In July 2020, then–presidential candidate Joe Biden stated that “it’s way past time we put an end to the era of shareholder capitalism.” What precisely he meant by that was not entirely clear from the context of his remarks. But if now-President Biden meant that shareholders are the ones who drive publicly traded companies, his comments weren’t reflective of legal realities. In fact, corporate law does a great deal to limit the influence of shareholders on the companies they own, and the Securities and Exchange Commission (SEC) is now busy trying to restrict that influence on boards and company executives even more.
In very simple terms, shareholders in a company are regarded as the company’s “principals” insofar as they are the business’s owners. It is by virtue of their ownership that they are entitled to receive the company’s profits. The company’s “agents” are the board of directors, executives, and managers to whom the principals have delegated the responsibility of directing and managing the business in order to realize that profit.
There is a division of labor at work here. Like all divisions of labor, the principal-agent division gives us the benefits of specialization. The “agents” focus on organizing risk, capital, and employees in a manner they think will best realize profits for shareholders. Investors, by contrast, concern themselves with which companies and funds are likely to better realize a return on their investment. Much American corporate law reflects the importance of this division, not least by significantly limiting the influence of investors over board decision making. One reason for this is that boards need some autonomy to do what they think is in the overall company’s interests. Why even have a board of directors, the logic goes, if the directors only do whatever one or two major investors demand?
One significant downside of these arrangements is that it is difficult for investors (the principals) to confirm that boards, executives, and managers (the agents) will prioritize the investors’ interests over their own. The same division also makes it hard for investors to challenge—let alone remove—underperforming boards or executives more interested in promoting, say, whatever happens to be the latest fashionable woke cause than in maximizing shareholder value within the limits of just laws.
Now the SEC is proposing a series of rule changes that would effectively put even more obstacles in the way of investors’ ability to hold boards and executives of publicly traded companies accountable. The proposed changes would force investors both to disclose when they buy up shares above a certain percentage and to explain their intention in doing so.
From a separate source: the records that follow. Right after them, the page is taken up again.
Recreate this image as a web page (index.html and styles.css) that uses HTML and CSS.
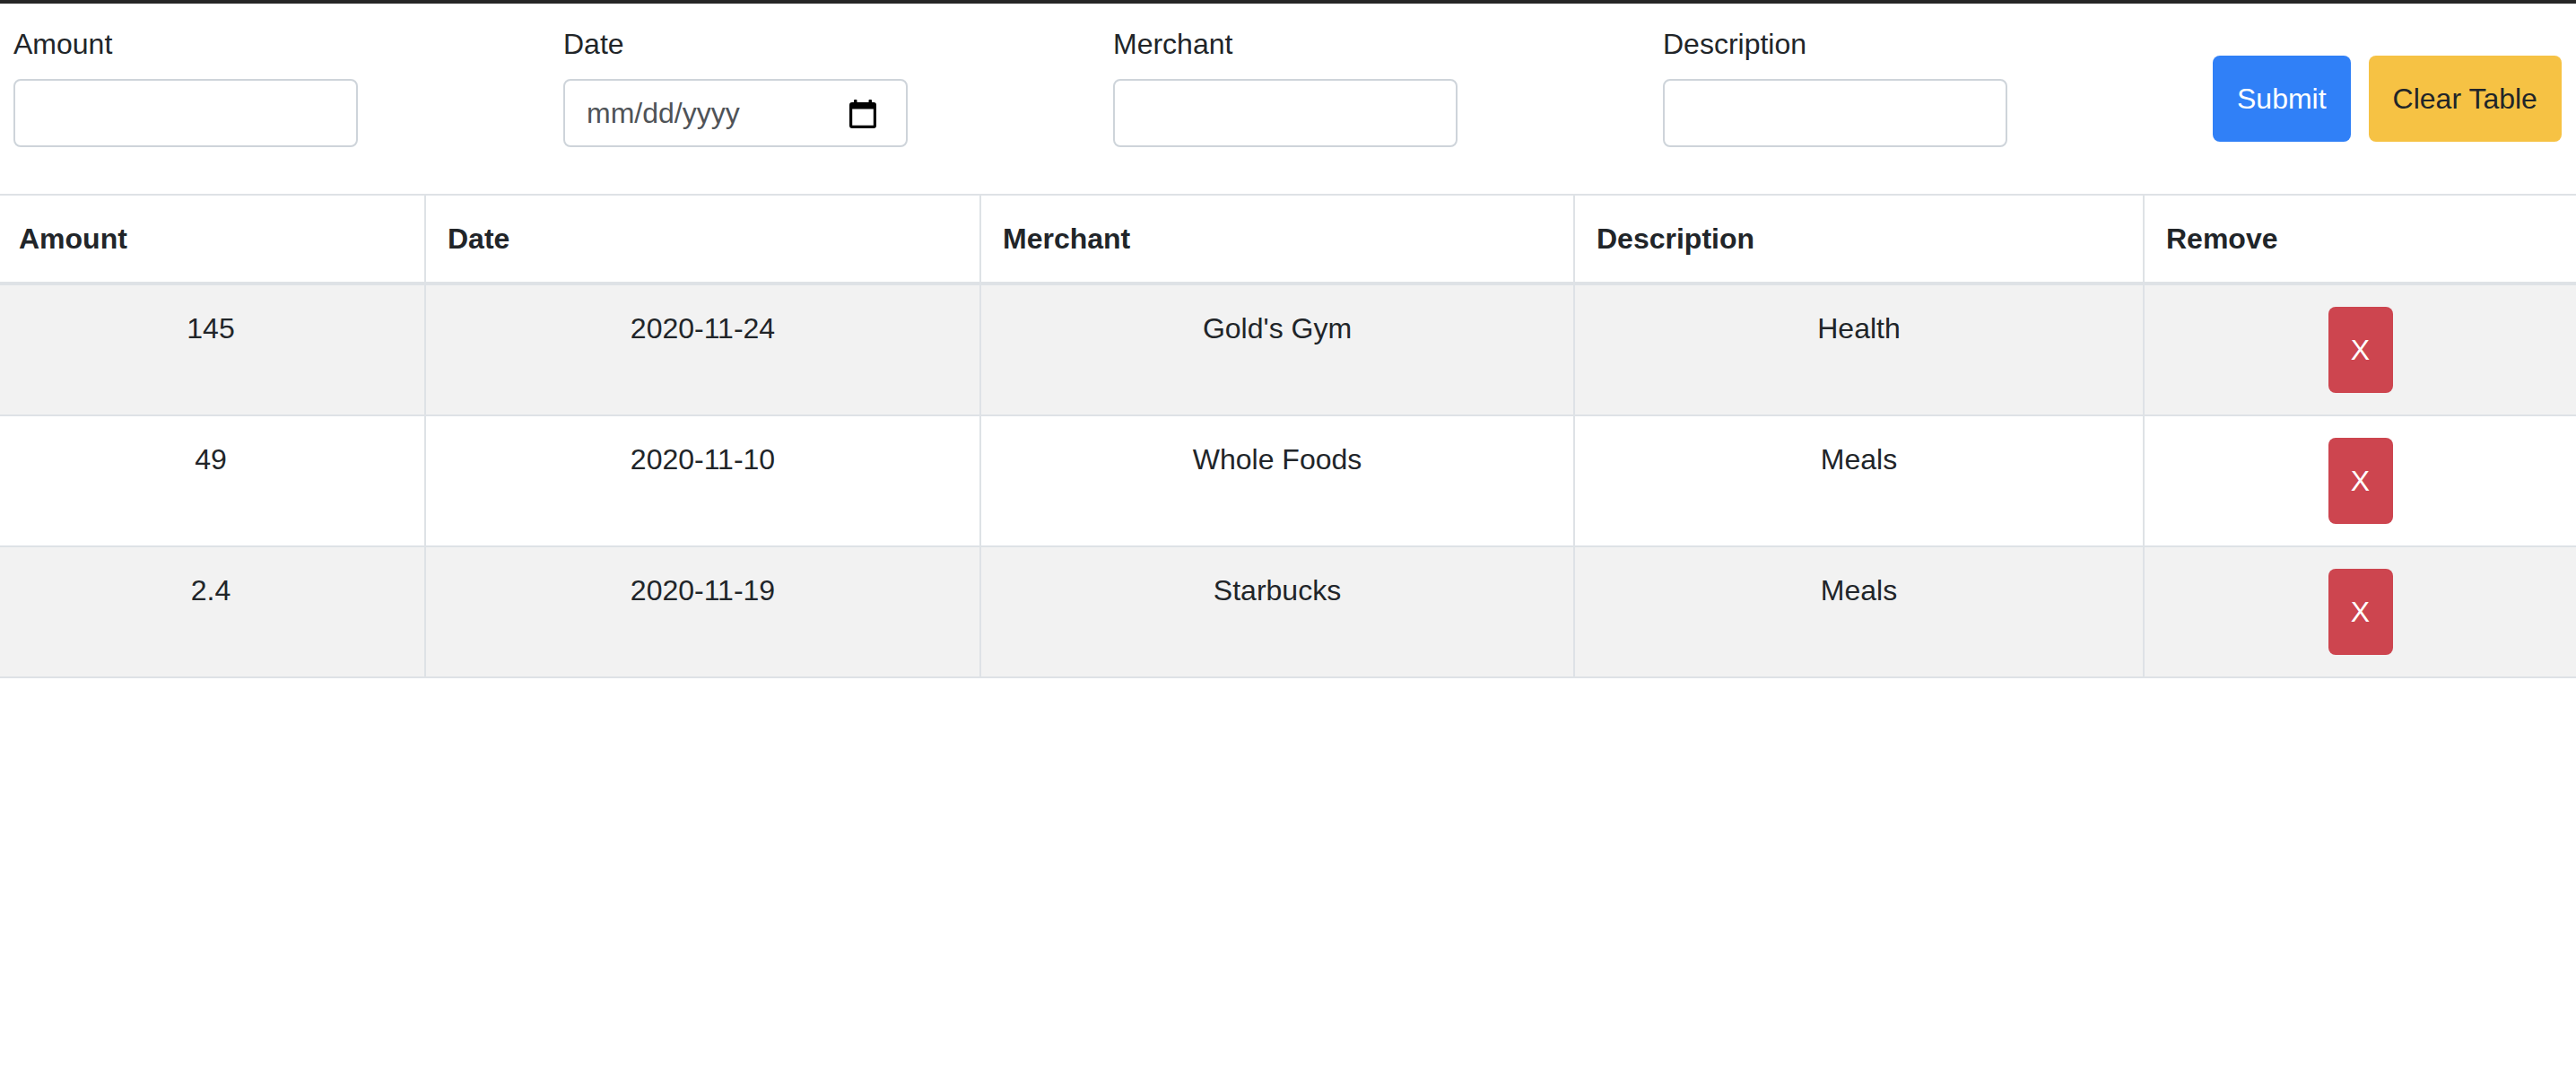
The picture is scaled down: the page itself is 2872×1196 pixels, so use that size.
FILE: index.html
```html
<!DOCTYPE html>
<html lang="en">
<head>
<meta charset="utf-8">
<title>Expense Tracker</title>
<link rel="stylesheet" href="styles.css">
</head>
<body>
<div class="topbar"></div>
<form class="entry">
  <div class="field">
    <label class="label" for="amount">Amount</label>
    <input class="control" id="amount" type="text">
  </div>
  <div class="field">
    <label class="label" for="date">Date</label>
    <div class="control date" id="date">
      <span class="placeholder">mm/dd/yyyy</span>
      <svg class="cal" width="30" height="32" viewBox="0 0 30 32" aria-hidden="true">
        <rect x="5" y="0" width="3.5" height="6" rx="1" fill="#000"/>
        <rect x="21.5" y="0" width="3.5" height="6" rx="1" fill="#000"/>
        <path fill="#000" fill-rule="evenodd" d="M3 3h24a3 3 0 0 1 3 3v23a3 3 0 0 1-3 3H3a3 3 0 0 1-3-3V6a3 3 0 0 1 3-3zM3.2 10.5v18.3h23.6V10.5z"/>
      </svg>
    </div>
  </div>
  <div class="field">
    <label class="label" for="merchant">Merchant</label>
    <input class="control" id="merchant" type="text">
  </div>
  <div class="field">
    <label class="label" for="description">Description</label>
    <input class="control" id="description" type="text">
  </div>
  <div class="actions">
    <button type="button" class="btn btn-primary">Submit</button>
    <button type="button" class="btn btn-warning">Clear Table</button>
  </div>
</form>

<table class="expenses">
  <colgroup>
    <col class="col-amount">
    <col class="col-date">
    <col class="col-merchant">
    <col class="col-desc">
    <col class="col-remove">
  </colgroup>
  <thead>
    <tr>
      <th>Amount</th>
      <th>Date</th>
      <th>Merchant</th>
      <th>Description</th>
      <th>Remove</th>
    </tr>
  </thead>
  <tbody>
    <tr class="striped">
      <td>145</td>
      <td>2020-11-24</td>
      <td>Gold's Gym</td>
      <td>Health</td>
      <td><button type="button" class="btn btn-danger">X</button></td>
    </tr>
    <tr>
      <td>49</td>
      <td>2020-11-10</td>
      <td>Whole Foods</td>
      <td>Meals</td>
      <td><button type="button" class="btn btn-danger">X</button></td>
    </tr>
    <tr class="striped">
      <td>2.4</td>
      <td>2020-11-19</td>
      <td>Starbucks</td>
      <td>Meals</td>
      <td><button type="button" class="btn btn-danger">X</button></td>
    </tr>
  </tbody>
</table>
</body>
</html>
```

FILE: styles.css
```css
html, body {
  margin: 0;
  padding: 0;
  background: #fff;
}

body {
  font-family: "Liberation Sans", Arial, sans-serif;
  font-size: 32px;
  line-height: 48px;
  color: #212529;
}

.topbar {
  height: 4px;
  background: #262626;
}

.entry {
  display: flex;
  align-items: flex-start;
  gap: 229px;
  padding: 21px 0 52px 15px;
}

.field {
  display: flex;
  flex-direction: column;
  flex-shrink: 0;
  width: 384px;
}

.label {
  display: block;
  margin-bottom: 15px;
  line-height: 48px;
}

.control {
  box-sizing: border-box;
  height: 76px;
  width: 384px;
  border: 2px solid #ced4da;
  border-radius: 8px;
  padding: 12px 24px;
  font: inherit;
  color: #495057;
  background: #fff;
  margin: 0;
}

.date {
  display: flex;
  align-items: center;
  justify-content: space-between;
  padding-right: 33px;
}

.placeholder {
  color: #4f5357;
  line-height: 48px;
}

.cal {
  display: block;
  margin-top: 1px;
}

.actions {
  display: flex;
  flex-shrink: 0;
  gap: 20px;
  margin-left: auto;
  margin-right: 18px;
  margin-top: 37px;
}

.btn {
  font: inherit;
  line-height: 48px;
  padding: 24px 27px;
  border: 0;
  border-radius: 8px;
  cursor: pointer;
  margin: 0;
  white-space: nowrap;
  flex-shrink: 0;
}

.btn-primary {
  background: #3080f7;
  color: #fff;
}

.btn-warning {
  background: #f6c244;
  color: #212529;
}

.btn-danger {
  background: #cd454f;
  color: #fff;
  display: inline-block;
  vertical-align: top;
  width: 72px;
  padding: 24px 0;
  text-align: center;
}

.expenses {
  width: 100%;
  table-layout: fixed;
  border-collapse: collapse;
}

.col-amount { width: 474px; }
.col-date { width: 619px; }
.col-merchant { width: 662px; }
.col-desc { width: 635px; }
.col-remove { width: 482px; }

.expenses th,
.expenses td {
  border: 2px solid #dee2e6;
  padding: 24px;
  line-height: 48px;
  vertical-align: top;
}

.expenses th:first-child,
.expenses td:first-child {
  border-left: 0;
  padding-left: 21px;
}

.expenses th:last-child,
.expenses td:last-child {
  border-right: 0;
}

.expenses th {
  text-align: left;
  font-weight: 700;
  border-bottom-width: 4px;
}

.expenses td {
  text-align: center;
}

.striped td {
  background: #f2f2f2;
}
```
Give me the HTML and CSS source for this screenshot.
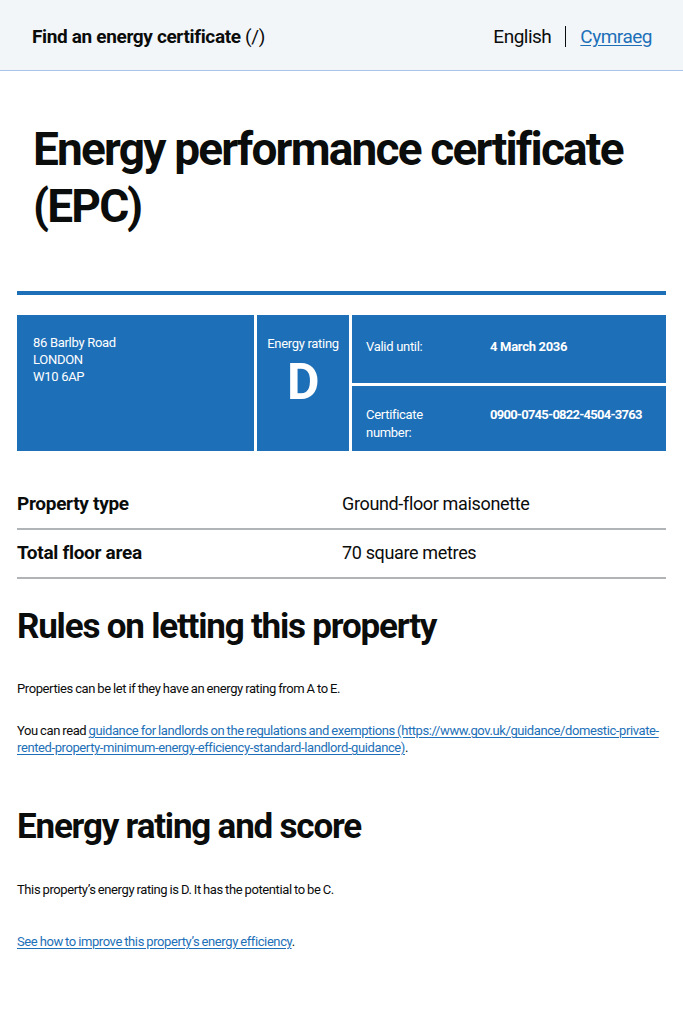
FILE: index.html
```html
<!DOCTYPE html>
<html lang="en">
<head>
  <meta charset="UTF-8">
  <meta name="viewport" content="width=device-width, initial-scale=1.0" />
  <title>Energy performance certificate (EPC)</title>
  <link rel="stylesheet" href="styles.css">
</head>
<body>

  <header class="site-header">
    <span class="service-name">Find an energy certificate <span class="slash">(/)</span></span>
    <nav class="lang">
      <span class="lang-current">English</span>
      <span class="lang-sep"></span>
      <a href="#" class="link">Cymraeg</a>
    </nav>
  </header>

  <main class="page">
    <h1 class="page-title">Energy performance certificate (EPC)</h1>

    <div class="rule"></div>

    <div class="epc-box">
      <div class="cell address">
        86 Barlby Road<br>
        LONDON<br>
        W10 6AP
      </div>
      <div class="cell rating">
        <span>Energy rating</span>
        <span class="rating-letter">D</span>
      </div>
      <div class="cell meta">
        <span>Valid until:</span>
        <strong>4 March 2036</strong>
      </div>
      <div class="cell meta meta-cert">
        <span>Certificate<br>number:</span>
        <strong class="cert-number">0900-0745-0822-4504-3763</strong>
      </div>
    </div>

    <dl class="summary">
      <div class="summary-row">
        <dt>Property type</dt>
        <dd>Ground-floor maisonette</dd>
      </div>
      <div class="summary-row">
        <dt>Total floor area</dt>
        <dd>70 square metres</dd>
      </div>
    </dl>

    <h2 class="heading">Rules on letting this property</h2>
    <p class="body">Properties can be let if they have an energy rating from A to E.</p>
    <p class="body">You can read <a href="#" class="link">guidance for landlords on the regulations and exemptions (https://www.gov.uk/guidance/domestic-private-rented-property-minimum-energy-efficiency-standard-landlord-guidance)</a>.</p>

    <h2 class="heading heading-second">Energy rating and score</h2>
    <p class="body">This property’s energy rating is D. It has the potential to be C.</p>
    <p class="body body-link"><a href="#" class="link">See how to improve this property’s energy efficiency</a>.</p>
  </main>

</body>
</html>
```

FILE: styles.css
```css
body {
  margin: 0;
  font-family: Roboto, 'Liberation Sans', Arial, sans-serif;
  color: #0b0c0c;
  background: #fff;
}
.link {
  color: #1d70b8;
  text-decoration: underline;
  text-underline-offset: 2px;
}

/* header */
.site-header {
  display: flex;
  align-items: center;
  justify-content: space-between;
  height: 71px;
  padding: 3px 31px 0 32px;
  box-sizing: border-box;
  background: #f3f6f9;
  border-bottom: 1px solid #a9c6e6;
}
.service-name {
  font-size: 19px;
  font-weight: 700;
  letter-spacing: -0.35px;
}
.slash {
  font-weight: 400;
}
.lang {
  display: flex;
  align-items: center;
  font-size: 19px;
  letter-spacing: -0.5px;
}
.lang-sep {
  width: 1px;
  height: 21px;
  background: #0b0c0c;
  margin: 0 14px;
}

/* page */
.page {
  padding: 0 17px 40px;
}
.page-title {
  font-size: 46px;
  line-height: 57px;
  letter-spacing: -1.8px;
  margin: 50px 0 0;
  padding: 0 16px;
  font-weight: 700;
}
.rule {
  height: 4px;
  background: #1d70b8;
  margin-top: 56px;
}

/* blue certificate panel */
.epc-box {
  display: grid;
  grid-template-columns: 237px 92px 1fr;
  grid-template-rows: 68px 65px;
  gap: 3px;
  margin-top: 20px;
  color: #fff;
  font-size: 13px;
  letter-spacing: -0.3px;
}
.cell {
  background: #1d6fb8;
}
.address {
  grid-row: 1 / 3;
  padding: 19px 16px;
  line-height: 17px;
}
.rating {
  grid-row: 1 / 3;
  display: flex;
  flex-direction: column;
  align-items: center;
  padding-top: 21px;
}
.rating-letter {
  font-size: 50px;
  font-weight: 700;
  line-height: 50px;
  margin-top: 6px;
}
.meta {
  display: grid;
  grid-template-columns: 124px 1fr;
  padding: 23px 14px 0;
  line-height: 18px;
}
.meta-cert {
  padding-top: 20px;
}
.cert-number {
  white-space: nowrap;
  letter-spacing: -0.75px;
}

/* summary list */
.summary {
  margin: 30px 0 0;
}
.summary-row {
  display: grid;
  grid-template-columns: 325px 1fr;
  border-bottom: 2px solid #b1b4b6;
  padding: 9px 0 11px;
  font-size: 19px;
  line-height: 27px;
}
.summary-row dt {
  font-weight: 700;
  letter-spacing: -0.3px;
}
.summary-row dd {
  margin: 0;
  font-size: 18px;
  letter-spacing: -0.35px;
}

/* content */
.heading {
  font-size: 35px;
  line-height: 42px;
  letter-spacing: -1.2px;
  margin: 27px 0 32px;
}
.heading-second {
  margin: 50px 0 33px;
}
.body {
  font-size: 13px;
  line-height: 17px;
  letter-spacing: -0.4px;
  word-spacing: -0.5px;
  margin: 0 0 25px;
}
.body-link {
  margin-top: 35px;
}
```
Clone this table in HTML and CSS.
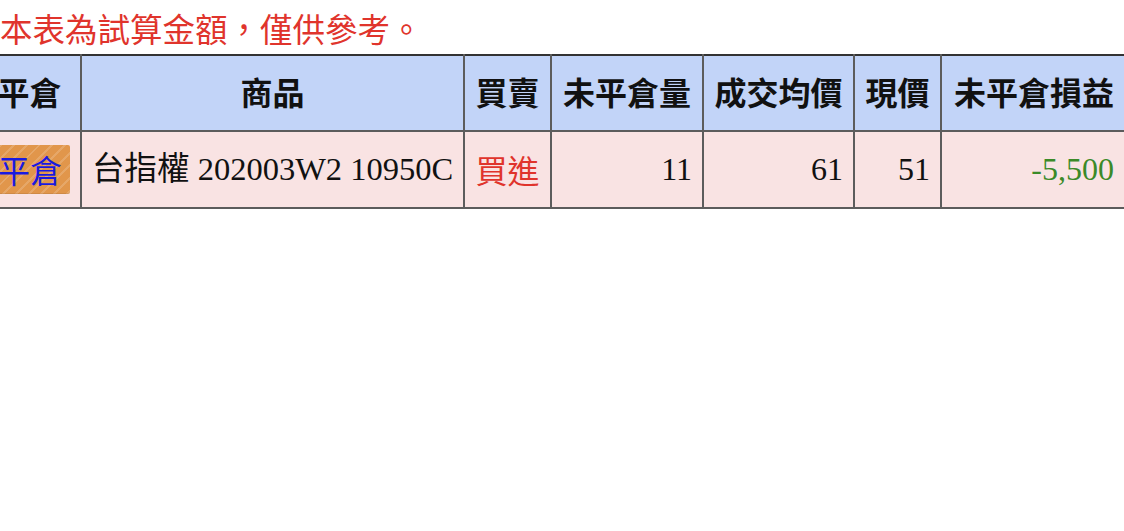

The SEC claims this is necessary in the interest of preventing what’s called “information asymmetry.” These are situations in which one party to a transaction has better information than do others. This means, the argument goes, that one party will benefit more than all the other parties to the transaction, and more than they otherwise would. That, some believe, is unfair.
But the world in general and the stock market in particular is full of information asymmetries. There will always be some investors who know more about a given state of affairs or a company than others. These cannot be eliminated. Nor is it clear to me why these are necessarily unfair. Perhaps an investor has worked harder than others to discern with more accuracy what is going on in the market place than others. Why he should not profit from the results of such work escapes me. Indeed, his acquisition of such knowledge may actually improve efficiencies in the marketplace.
So what’s really going on? I’d suggest that the real objective of the SEC’s proposed rule changes is to inhibit investor activism. In other words, were one or more investors to begin worrying about the company’s performance, or to become convinced that the company should be delivering more shareholder value, they would be inhibited from acquiring a stake of sufficient size in the company such that the board and executives could no longer ignore such investors’ concerns.
By requiring activist investors to engage in such disclosures prematurely (i.e., making them tell everyone in the stock market why they are buying up shares), two things are likely to happen. First, other shareholders will surely jump on the bandwagon, especially if such activist investors have a successful track record of generating greater share value. This will push up the share price. That in turn will have the effect of reducing activist investors’ ability to build up the type of position they need if they are to force a publicly traded company to change its ways. The second result is that the board and executives will have time to start preparing their defenses of the (often mediocre) status quo.
The end result of all this is that activist investors determined to make a difference to a company’s ability to deliver shareholder value will be disincentivized from doing so. It simply won’t be financially worth their while. But it also means that underperforming boards and executives will continue to underperform. Ergo, the growth of shareholder value will not be what it should. That is to the disadvantage of all shareholders in a publicly traded company—not just large shareholders but also those whose share positions are not so big.
The job of the SEC is not to protect lazy and incompetent boards and executives. The SEC’s mandate is threefold: to maintain fair, orderly, and efficient markets; to encourage capital formation; and to protect the interests of investors. The proposed rule changes actively mitigate against realization of all three of these goals—which is all the more reason for the SEC to rethink these changes, if not abandon them altogether.